Teaching new dogs old tricks.
While LEDs are great stuff for optimizing the use of energy for generation of light, they are not immune to the issues of brightness and glare. In application, some of the newer LED products are downright glare bombs. In the over-zeolous pursuit of maxing out efficacy many of the most efficient products get that from lack of optical control. This is great for by-the-numbers evaluation, but can result in some pretty ugly field conditions. Other source using LEDs, have small luminous source areas delivering high light output. The result is an offending brilliance for those unfortunate to be in their focal path.
This is an exercise in taking a couple of these new LED dogs to training camp and applying some old tricks to resolve their issues. Since most LED lights and retrofit lamps are configured differently than the conventional sources they replace, grabbing off-the-shelf parts to apply is rarely possible. The combination of luminaos source area, orientation, and package dimensions means fixing any glare issues requires an equally unique approach. This is but the start of a process I intend to pursue, one source at a time if necessary.
The Cree LR6
For those sensitive to source brightness and in many applications where the proximity of the occupants is such that the aperture of the LR6 is close in hand, their can be a serious issue of glare and brightness. This is the result of this products overly wide distribution and field angles, often promoted as an attribute in generating high vertical surface illuminance. I appreciate the product, and the pitch, but… after living with the LR6 for two years now, it became so much an issue that we stopped turning them on to avoid them. The issue is that any time the viewing angles are shallow, the apparent brightness of the lens in the LR6 is, to put it bluntly, offensive. Even with the Cree accessory lower trims, the brightness from the too-shallow trim and exposed lens is unattractive.
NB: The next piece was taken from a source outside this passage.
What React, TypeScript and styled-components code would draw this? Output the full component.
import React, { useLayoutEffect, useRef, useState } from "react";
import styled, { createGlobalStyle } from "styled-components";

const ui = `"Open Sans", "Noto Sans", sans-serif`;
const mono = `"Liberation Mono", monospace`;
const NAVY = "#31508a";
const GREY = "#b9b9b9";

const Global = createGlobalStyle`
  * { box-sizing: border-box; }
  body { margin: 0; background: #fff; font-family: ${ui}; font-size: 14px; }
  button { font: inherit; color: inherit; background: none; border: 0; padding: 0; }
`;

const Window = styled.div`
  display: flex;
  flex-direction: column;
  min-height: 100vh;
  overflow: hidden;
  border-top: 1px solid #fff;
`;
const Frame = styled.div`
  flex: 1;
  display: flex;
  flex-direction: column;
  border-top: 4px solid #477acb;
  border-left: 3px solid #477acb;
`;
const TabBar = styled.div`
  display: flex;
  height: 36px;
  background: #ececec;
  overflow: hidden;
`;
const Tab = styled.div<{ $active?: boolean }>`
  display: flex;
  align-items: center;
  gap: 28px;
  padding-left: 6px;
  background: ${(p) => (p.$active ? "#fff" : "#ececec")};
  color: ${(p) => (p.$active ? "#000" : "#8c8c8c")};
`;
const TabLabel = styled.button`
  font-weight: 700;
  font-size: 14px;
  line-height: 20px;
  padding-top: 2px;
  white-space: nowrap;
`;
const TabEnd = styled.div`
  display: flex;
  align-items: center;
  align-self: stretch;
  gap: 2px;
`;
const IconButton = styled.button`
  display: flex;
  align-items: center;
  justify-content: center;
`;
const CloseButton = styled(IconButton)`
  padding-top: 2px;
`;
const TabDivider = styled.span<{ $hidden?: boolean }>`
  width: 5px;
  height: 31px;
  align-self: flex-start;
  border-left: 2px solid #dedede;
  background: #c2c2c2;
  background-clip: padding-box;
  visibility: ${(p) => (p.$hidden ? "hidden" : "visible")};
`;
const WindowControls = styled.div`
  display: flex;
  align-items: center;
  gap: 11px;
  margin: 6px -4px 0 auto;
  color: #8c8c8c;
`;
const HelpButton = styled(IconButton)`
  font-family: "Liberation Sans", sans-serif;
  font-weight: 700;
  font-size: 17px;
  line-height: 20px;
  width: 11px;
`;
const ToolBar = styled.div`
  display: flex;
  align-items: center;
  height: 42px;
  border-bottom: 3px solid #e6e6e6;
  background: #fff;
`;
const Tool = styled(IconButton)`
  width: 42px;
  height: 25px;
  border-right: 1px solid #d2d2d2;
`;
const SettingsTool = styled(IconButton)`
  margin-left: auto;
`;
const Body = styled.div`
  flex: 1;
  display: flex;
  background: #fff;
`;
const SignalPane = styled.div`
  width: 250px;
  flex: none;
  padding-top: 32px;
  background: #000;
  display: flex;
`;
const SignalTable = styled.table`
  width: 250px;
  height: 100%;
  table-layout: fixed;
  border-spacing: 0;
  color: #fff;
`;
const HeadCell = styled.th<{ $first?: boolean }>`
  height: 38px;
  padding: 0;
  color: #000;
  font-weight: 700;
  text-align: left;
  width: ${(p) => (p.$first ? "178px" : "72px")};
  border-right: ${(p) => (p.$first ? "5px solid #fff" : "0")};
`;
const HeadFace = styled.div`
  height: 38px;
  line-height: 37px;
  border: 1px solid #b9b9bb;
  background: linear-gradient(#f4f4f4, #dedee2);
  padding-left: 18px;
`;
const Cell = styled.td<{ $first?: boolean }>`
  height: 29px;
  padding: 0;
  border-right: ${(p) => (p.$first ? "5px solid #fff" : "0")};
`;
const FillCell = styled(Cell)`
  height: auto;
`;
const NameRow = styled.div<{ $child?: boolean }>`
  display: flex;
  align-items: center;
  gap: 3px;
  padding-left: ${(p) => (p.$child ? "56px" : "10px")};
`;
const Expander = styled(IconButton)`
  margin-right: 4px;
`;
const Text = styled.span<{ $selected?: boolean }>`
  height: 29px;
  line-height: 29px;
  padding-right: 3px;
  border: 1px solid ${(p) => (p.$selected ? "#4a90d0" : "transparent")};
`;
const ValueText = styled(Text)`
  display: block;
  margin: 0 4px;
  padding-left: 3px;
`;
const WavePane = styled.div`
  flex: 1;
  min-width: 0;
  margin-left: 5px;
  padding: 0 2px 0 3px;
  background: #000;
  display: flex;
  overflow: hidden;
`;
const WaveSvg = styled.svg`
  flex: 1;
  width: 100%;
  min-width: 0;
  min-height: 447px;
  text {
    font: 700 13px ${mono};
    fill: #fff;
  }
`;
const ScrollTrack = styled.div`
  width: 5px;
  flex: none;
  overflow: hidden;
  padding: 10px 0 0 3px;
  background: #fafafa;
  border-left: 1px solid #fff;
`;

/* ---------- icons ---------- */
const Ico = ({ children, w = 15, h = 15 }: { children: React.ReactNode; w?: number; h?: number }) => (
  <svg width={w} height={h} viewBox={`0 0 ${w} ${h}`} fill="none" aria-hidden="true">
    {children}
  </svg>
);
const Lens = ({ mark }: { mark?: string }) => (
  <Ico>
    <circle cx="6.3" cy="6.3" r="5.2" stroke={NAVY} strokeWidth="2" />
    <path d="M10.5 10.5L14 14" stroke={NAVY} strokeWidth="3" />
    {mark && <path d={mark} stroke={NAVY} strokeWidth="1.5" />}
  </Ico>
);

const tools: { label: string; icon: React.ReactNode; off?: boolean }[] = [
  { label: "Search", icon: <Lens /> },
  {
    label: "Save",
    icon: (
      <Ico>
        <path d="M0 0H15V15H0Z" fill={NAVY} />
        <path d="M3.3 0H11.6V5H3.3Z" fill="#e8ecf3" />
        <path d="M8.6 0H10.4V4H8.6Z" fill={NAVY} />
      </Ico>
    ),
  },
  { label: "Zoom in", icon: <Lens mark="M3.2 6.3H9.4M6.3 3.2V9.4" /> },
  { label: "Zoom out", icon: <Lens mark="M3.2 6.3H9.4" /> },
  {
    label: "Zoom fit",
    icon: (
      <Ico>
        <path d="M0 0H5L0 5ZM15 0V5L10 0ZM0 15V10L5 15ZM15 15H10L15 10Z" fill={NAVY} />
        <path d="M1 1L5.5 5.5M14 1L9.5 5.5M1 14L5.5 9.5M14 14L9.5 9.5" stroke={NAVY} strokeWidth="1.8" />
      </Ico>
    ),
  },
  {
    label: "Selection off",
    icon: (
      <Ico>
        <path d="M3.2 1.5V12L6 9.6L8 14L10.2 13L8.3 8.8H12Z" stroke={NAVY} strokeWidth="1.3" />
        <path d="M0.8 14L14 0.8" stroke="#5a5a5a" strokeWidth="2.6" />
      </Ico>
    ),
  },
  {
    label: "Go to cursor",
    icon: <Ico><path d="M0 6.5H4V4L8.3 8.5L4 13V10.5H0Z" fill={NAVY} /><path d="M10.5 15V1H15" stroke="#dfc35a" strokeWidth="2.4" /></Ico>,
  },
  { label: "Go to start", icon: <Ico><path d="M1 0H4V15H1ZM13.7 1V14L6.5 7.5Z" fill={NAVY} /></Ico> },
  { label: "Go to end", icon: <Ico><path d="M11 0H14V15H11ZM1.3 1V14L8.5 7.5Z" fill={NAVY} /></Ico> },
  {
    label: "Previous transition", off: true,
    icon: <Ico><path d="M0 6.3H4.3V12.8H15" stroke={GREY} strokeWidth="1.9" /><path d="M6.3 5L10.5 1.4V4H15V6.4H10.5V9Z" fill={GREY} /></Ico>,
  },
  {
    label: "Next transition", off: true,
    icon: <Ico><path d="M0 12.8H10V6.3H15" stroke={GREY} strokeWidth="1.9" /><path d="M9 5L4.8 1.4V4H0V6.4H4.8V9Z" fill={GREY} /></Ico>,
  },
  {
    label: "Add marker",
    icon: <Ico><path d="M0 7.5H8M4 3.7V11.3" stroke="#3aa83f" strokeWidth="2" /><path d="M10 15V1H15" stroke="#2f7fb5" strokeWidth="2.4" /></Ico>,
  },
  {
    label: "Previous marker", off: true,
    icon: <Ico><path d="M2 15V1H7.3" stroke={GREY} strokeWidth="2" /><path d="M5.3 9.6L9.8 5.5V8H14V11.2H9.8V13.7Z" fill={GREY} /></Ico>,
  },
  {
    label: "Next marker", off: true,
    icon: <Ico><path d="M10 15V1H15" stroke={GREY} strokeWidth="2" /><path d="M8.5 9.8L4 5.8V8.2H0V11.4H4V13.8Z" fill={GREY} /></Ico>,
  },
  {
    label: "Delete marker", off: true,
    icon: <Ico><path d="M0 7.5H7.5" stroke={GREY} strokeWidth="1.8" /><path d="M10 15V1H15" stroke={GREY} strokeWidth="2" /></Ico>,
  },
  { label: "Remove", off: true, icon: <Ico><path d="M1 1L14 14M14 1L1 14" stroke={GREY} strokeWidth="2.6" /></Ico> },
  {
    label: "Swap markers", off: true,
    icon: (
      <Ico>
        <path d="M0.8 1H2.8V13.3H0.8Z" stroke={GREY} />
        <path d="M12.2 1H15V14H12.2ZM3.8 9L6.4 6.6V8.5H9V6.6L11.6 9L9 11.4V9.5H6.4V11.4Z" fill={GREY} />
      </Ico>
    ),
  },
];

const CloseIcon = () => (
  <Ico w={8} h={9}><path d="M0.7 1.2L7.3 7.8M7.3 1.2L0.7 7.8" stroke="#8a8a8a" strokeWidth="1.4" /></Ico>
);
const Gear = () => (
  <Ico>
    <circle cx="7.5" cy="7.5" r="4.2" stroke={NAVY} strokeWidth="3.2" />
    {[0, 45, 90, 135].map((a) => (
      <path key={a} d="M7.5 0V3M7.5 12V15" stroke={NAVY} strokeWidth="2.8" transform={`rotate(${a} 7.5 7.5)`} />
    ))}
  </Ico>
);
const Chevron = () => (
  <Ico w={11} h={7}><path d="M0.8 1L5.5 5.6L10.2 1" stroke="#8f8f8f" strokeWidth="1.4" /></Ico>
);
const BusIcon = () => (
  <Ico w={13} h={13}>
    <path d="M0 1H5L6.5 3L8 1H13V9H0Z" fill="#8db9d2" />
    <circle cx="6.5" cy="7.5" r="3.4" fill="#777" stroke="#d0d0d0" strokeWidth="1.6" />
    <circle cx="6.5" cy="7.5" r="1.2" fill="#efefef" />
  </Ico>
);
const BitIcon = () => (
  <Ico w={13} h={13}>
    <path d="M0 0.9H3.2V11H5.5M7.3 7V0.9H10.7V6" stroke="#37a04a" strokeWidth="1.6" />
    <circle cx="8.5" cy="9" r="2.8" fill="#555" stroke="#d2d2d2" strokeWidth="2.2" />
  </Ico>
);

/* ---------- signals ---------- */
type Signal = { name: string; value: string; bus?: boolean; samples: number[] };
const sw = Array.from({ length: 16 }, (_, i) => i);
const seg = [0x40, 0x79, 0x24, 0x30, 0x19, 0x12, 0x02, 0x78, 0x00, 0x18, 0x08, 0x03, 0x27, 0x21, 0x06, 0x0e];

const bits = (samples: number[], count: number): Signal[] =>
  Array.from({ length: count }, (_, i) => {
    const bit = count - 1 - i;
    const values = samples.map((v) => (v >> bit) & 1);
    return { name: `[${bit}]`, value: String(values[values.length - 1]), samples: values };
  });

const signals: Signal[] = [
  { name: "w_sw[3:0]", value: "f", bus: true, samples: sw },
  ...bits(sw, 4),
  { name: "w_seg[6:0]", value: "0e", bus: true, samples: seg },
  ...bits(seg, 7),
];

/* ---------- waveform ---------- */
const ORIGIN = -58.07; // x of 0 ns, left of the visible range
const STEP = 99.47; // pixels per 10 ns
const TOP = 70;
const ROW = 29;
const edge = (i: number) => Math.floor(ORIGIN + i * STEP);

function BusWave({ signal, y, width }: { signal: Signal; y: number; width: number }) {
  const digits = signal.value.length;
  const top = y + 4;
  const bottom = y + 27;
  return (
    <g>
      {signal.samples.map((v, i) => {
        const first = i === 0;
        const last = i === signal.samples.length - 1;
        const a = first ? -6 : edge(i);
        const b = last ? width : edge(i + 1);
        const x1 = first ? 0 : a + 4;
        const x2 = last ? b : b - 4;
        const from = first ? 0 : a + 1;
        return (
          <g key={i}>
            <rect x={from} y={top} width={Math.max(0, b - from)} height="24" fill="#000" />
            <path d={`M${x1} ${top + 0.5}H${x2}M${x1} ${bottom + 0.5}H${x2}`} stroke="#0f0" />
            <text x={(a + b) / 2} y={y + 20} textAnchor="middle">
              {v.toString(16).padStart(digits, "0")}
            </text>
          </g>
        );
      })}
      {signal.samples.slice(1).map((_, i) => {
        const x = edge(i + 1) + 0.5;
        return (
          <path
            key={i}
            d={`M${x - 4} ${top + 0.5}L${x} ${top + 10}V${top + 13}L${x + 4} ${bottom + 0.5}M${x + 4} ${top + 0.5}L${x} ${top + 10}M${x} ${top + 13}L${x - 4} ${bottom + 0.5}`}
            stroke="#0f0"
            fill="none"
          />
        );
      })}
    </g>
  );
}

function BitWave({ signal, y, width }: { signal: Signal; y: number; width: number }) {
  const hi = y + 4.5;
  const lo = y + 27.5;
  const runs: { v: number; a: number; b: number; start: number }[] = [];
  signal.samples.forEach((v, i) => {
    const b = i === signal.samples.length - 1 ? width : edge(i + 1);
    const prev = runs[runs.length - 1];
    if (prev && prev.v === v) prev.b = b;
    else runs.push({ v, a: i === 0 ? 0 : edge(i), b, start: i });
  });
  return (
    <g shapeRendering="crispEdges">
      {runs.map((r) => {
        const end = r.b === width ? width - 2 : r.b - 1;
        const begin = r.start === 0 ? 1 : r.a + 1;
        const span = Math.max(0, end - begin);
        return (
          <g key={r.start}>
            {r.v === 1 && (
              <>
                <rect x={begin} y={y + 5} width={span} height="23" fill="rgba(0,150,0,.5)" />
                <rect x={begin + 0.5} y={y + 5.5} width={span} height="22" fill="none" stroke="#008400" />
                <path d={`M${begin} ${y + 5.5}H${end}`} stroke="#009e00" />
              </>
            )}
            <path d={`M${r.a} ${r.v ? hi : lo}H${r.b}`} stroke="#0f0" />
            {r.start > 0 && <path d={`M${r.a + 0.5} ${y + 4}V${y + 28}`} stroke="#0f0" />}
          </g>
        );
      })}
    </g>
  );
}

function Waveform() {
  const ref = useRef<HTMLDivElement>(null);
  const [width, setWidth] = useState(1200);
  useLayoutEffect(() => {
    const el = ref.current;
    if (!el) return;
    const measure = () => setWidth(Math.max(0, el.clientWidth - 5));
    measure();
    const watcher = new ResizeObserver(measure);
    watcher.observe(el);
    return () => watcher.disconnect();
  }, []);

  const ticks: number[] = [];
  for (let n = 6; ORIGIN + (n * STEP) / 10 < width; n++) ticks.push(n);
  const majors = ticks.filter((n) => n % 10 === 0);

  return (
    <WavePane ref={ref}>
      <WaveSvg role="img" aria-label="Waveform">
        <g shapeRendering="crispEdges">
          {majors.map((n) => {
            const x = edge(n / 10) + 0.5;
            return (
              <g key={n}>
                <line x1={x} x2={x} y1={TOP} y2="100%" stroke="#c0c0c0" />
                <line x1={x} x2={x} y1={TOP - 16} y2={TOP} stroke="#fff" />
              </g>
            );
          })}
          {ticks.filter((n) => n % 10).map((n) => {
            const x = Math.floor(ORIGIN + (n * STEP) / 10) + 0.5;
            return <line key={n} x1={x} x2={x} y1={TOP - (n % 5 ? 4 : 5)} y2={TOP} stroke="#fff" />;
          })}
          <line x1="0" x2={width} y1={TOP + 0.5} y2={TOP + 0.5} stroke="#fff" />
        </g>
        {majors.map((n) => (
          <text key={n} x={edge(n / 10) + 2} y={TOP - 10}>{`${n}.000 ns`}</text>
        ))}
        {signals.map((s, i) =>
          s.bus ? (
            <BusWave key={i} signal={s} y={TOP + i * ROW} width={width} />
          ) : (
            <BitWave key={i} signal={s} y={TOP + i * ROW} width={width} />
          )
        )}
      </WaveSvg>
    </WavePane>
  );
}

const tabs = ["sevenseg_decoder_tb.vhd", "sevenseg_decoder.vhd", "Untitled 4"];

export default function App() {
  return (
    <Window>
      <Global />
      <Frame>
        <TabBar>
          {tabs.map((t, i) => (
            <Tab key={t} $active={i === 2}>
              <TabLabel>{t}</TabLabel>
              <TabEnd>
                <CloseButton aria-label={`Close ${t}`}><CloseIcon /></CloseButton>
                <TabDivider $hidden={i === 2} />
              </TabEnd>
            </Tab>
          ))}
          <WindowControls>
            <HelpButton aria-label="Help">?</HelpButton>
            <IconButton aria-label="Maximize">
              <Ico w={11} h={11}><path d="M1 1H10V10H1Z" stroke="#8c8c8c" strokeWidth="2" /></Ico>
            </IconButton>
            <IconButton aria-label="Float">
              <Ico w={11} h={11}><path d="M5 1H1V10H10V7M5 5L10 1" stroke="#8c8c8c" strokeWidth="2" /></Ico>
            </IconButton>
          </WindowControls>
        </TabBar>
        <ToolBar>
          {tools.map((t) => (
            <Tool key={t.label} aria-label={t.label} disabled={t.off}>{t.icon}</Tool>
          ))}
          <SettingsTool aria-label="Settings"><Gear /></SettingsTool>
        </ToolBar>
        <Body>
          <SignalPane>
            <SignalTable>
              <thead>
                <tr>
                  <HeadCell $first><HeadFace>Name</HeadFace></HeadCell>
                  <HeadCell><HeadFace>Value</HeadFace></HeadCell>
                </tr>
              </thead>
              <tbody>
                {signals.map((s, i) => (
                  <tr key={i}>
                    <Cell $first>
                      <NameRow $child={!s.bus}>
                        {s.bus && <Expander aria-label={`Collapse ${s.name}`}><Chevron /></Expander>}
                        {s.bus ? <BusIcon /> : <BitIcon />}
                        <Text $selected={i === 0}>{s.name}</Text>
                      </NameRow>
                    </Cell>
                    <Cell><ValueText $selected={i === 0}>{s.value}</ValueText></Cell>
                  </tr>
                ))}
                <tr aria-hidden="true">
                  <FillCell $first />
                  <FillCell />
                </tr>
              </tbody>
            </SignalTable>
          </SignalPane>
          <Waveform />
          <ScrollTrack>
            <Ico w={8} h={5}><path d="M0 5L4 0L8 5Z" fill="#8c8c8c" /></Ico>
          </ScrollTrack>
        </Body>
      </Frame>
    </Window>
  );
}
The approach taken was simple. First, by encroaching on the lens perimeter a very small amount (about 3/16″), and increasing the depth of the baffle itself, I eliminated the high angle brightness. All light above 25 degrees is simply blocked off. The effect on illuminance in the desired lighting zones below was imperceptable, and measured less than 3% less than no trim at all. I feel the result is a much more comfortable and attractive lighting effect.
More can be found at the Lumenique site for Design Sixteen as well.
The LR6 without trim or baffles produces very high angle brightness than can be offensive at many viewing angles.
With a simple snap-in baffle that reduces the aperture slightly and increases the shielding depth, the high angle brightness is eliminated, resulting in a more attractive and comfortable application
Several LR6 Approaches
In the process of experimenting with various approaches to control the brightness from the large source area of the LR6, I also tried some louver designs, like were once used on big R40 lamps, which have the same problem in shallow housings. While these were even more effective in controlling brightness, the loss of total light output was more than I felt necessary. However, in some applications, these may be an even better solution.
The baffle is 1 1/2" deep, snaps onto a lip on the LR6 lens
These louvers will be familiar to anyone who has done a church using R40 or R56 lamps. They do a great job of brightness and glare control, but impose a loss of light that is not always desirable.
The MR16 Retrofit Lamp
The MR16 lamp has always been a little glare grenade. LED versions that make enough light to be considered viable replacements, like the ones here from LEDengine, are just like their halogen forebearers in this regard, and worse. With an optical source size of just 1″, the brightness of the source is really offensive.
To avoid cutting into the light pattern, while creating a reasonable cutoff takes a little effort in working out the geometry of a very simple and familiar snoot. Further, since most all retrofit lamps have their own geometry and rarely match conventional lamps, mounting standard MR16 accessories is not an option.
The snoot here cuts off all light outside 45 degrees from the furthest edge of the light source. However, the design is also wide enough not to cut into the beam pattern, so applied light levels are not effected. The result is an elimination of glare from most vieing angles, just as this approach has done for halogen lamps of the past.
The brilliance of an efficient LED optic can be offensive and distracting if left uncontrolled.
The snoot cuts off light outside 45 degrees, eliminating the visibility of the optic, yet retains the main beam angle and most of the field distribution, so lighting effect is the same, just more comfortable to live with.
Not a new approach, just one designed specifically to this lamp. Unlike the standard halogen lamp, every LED retrofit lamp will need tweaks to the design to suit its unique geometry and optics.